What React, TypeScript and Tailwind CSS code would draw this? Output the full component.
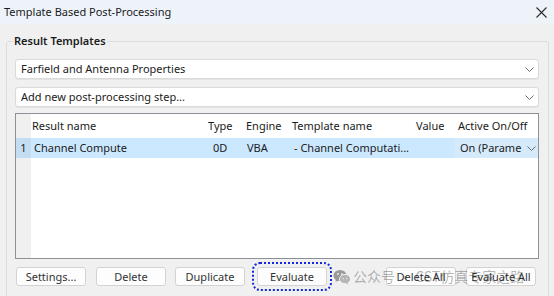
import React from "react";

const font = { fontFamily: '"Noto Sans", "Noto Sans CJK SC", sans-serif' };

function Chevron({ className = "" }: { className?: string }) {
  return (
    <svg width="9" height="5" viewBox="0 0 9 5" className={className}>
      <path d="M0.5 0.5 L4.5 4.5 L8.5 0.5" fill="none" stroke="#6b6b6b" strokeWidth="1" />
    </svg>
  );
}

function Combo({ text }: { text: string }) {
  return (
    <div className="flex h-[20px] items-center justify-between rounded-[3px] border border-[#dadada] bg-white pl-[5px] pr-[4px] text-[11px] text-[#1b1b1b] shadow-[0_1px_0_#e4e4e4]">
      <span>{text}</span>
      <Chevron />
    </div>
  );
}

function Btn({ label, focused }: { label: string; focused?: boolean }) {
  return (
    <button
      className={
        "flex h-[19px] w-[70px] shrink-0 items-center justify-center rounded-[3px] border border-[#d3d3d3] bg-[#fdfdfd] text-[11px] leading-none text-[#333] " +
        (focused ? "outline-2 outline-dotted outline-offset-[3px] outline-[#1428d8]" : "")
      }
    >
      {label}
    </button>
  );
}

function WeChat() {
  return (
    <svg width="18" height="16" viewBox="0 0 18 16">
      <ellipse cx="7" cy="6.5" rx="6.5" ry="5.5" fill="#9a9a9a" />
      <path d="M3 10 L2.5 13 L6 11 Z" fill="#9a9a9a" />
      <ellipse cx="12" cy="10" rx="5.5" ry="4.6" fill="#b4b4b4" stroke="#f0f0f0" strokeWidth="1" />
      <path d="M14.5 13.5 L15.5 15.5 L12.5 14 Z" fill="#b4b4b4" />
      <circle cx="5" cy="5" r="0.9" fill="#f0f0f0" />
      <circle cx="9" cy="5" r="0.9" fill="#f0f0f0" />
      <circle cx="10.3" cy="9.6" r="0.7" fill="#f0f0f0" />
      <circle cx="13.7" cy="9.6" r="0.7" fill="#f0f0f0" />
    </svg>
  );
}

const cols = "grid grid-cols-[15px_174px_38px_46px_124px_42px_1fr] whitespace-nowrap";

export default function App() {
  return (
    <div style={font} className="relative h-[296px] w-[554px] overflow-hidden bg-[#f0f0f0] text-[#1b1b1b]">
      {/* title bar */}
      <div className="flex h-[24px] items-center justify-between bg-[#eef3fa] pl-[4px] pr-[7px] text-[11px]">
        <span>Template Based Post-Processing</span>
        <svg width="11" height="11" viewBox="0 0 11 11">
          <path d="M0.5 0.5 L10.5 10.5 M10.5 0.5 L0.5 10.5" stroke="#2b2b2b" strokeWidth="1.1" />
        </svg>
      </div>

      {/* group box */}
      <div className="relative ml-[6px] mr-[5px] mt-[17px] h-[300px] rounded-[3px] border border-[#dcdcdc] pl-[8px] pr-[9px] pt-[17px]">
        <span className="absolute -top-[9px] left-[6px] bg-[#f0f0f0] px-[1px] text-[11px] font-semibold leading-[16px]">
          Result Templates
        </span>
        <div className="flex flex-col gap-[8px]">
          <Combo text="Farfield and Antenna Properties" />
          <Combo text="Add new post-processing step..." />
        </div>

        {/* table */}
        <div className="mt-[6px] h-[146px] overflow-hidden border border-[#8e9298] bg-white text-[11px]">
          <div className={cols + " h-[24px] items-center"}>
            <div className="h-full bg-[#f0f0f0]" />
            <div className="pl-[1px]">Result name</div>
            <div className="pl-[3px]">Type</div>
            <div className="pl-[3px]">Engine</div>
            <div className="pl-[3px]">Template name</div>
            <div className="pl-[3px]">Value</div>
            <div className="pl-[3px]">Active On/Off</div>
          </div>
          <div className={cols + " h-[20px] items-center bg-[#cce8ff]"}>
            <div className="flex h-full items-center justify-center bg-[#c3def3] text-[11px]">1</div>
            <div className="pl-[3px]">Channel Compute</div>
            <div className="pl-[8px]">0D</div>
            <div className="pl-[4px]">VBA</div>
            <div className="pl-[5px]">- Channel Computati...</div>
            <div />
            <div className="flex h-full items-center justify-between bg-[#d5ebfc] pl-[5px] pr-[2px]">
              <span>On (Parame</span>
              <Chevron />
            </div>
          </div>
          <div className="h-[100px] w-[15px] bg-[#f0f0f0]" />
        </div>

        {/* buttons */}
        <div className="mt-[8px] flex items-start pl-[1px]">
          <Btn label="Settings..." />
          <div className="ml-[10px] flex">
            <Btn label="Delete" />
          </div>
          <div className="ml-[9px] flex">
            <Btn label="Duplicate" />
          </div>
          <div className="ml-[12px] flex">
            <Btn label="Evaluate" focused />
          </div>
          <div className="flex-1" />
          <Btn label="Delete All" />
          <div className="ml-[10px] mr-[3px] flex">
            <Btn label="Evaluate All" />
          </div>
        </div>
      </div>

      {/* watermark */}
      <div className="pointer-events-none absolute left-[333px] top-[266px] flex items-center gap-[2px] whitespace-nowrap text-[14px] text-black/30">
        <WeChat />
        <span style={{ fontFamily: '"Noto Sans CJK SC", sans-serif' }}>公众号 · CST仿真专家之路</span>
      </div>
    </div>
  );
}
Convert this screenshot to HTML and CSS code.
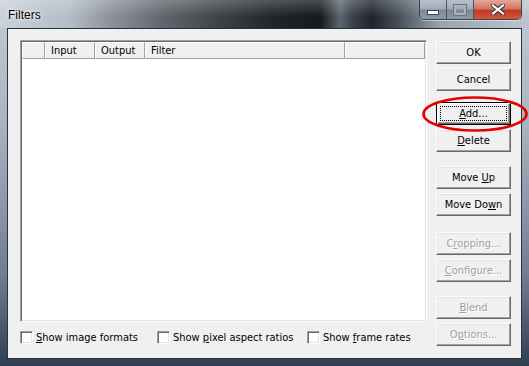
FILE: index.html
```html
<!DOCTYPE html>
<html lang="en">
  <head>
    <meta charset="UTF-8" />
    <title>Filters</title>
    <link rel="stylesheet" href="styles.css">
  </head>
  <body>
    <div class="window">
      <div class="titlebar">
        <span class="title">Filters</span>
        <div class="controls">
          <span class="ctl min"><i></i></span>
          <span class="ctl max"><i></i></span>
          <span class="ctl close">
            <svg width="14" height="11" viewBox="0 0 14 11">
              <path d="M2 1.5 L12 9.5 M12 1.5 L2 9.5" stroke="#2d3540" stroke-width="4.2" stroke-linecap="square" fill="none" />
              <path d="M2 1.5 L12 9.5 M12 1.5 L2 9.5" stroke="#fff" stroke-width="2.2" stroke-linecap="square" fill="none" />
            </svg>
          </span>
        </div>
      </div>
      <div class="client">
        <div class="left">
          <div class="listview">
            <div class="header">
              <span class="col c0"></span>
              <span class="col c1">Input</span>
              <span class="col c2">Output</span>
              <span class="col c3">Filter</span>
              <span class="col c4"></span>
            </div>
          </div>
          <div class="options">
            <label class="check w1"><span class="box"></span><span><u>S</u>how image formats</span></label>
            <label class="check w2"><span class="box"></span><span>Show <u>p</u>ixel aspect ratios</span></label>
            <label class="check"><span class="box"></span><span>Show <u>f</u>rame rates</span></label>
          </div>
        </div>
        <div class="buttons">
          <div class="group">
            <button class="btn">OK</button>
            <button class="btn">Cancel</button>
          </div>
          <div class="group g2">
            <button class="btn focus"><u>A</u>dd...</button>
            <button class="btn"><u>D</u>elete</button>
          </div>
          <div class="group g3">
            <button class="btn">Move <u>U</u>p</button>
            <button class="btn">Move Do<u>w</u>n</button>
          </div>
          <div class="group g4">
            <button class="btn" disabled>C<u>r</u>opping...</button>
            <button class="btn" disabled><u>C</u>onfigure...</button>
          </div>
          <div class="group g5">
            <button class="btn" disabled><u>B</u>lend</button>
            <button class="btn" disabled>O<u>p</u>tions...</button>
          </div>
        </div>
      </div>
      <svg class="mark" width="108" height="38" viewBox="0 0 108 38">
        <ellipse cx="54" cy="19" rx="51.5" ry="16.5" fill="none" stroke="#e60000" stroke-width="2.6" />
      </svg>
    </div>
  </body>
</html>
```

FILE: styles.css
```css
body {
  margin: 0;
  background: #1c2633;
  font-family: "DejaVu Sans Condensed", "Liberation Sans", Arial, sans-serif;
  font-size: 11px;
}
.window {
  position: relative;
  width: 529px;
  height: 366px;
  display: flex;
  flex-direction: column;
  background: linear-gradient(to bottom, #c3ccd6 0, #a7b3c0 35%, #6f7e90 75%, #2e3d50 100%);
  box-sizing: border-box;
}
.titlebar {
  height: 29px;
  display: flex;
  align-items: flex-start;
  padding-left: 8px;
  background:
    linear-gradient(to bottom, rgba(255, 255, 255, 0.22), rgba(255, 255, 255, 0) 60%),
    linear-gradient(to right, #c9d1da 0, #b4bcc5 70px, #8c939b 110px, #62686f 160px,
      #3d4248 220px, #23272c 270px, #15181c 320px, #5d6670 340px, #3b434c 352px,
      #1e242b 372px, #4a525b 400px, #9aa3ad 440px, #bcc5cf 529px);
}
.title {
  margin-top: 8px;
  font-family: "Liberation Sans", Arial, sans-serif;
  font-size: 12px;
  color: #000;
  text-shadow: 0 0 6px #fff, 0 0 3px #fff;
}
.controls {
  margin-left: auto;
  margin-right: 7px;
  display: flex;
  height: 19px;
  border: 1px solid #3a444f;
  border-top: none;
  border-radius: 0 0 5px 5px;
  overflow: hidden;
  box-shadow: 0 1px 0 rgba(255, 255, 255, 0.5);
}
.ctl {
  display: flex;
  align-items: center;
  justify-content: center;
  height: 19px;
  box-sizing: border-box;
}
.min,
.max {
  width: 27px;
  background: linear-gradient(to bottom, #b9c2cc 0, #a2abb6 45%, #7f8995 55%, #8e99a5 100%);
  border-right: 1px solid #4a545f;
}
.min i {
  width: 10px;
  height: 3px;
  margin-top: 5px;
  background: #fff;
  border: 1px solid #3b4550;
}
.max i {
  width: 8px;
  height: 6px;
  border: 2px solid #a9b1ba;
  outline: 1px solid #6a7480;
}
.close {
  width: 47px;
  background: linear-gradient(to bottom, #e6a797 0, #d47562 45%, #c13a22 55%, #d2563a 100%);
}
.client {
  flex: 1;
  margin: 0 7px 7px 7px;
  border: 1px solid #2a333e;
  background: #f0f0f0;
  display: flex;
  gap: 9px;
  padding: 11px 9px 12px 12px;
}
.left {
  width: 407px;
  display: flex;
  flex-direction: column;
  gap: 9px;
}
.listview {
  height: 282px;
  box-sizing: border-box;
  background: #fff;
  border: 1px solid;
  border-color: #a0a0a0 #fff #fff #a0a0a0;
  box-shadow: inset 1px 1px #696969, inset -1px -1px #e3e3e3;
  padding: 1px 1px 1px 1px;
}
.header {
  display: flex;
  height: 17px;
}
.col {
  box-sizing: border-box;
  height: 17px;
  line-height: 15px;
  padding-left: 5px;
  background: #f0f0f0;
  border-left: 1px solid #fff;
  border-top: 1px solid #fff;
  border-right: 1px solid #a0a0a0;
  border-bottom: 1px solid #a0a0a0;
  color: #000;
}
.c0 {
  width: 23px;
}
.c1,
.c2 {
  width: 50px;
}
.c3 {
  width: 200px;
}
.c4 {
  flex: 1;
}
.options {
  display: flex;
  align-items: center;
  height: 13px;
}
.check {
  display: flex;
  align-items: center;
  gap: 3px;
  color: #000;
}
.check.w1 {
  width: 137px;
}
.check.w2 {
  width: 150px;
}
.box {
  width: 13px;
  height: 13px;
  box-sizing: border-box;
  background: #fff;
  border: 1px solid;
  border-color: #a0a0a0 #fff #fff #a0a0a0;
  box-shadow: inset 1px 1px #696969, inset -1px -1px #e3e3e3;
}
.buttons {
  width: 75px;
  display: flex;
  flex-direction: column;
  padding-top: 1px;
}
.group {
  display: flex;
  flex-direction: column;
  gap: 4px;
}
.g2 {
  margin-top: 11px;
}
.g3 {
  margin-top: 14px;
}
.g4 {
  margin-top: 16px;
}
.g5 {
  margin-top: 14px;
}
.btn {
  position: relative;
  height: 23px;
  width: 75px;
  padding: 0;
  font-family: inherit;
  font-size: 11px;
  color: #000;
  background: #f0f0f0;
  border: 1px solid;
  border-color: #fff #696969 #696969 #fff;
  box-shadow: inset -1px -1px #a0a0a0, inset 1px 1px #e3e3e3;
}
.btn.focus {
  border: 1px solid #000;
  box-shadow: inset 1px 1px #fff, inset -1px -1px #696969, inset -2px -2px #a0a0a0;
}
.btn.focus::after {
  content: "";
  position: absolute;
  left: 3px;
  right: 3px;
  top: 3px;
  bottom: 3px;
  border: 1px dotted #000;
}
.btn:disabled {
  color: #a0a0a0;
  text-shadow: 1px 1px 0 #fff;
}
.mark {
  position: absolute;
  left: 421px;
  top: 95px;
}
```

··········

* Written instruction *
Within the material above, find the lines that contain the word "code"; copy them.

* Answer to this task *
What React, TypeScript and Tailwind CSS code would draw this? Output the full component.
Convert this screenshot to HTML and CSS code.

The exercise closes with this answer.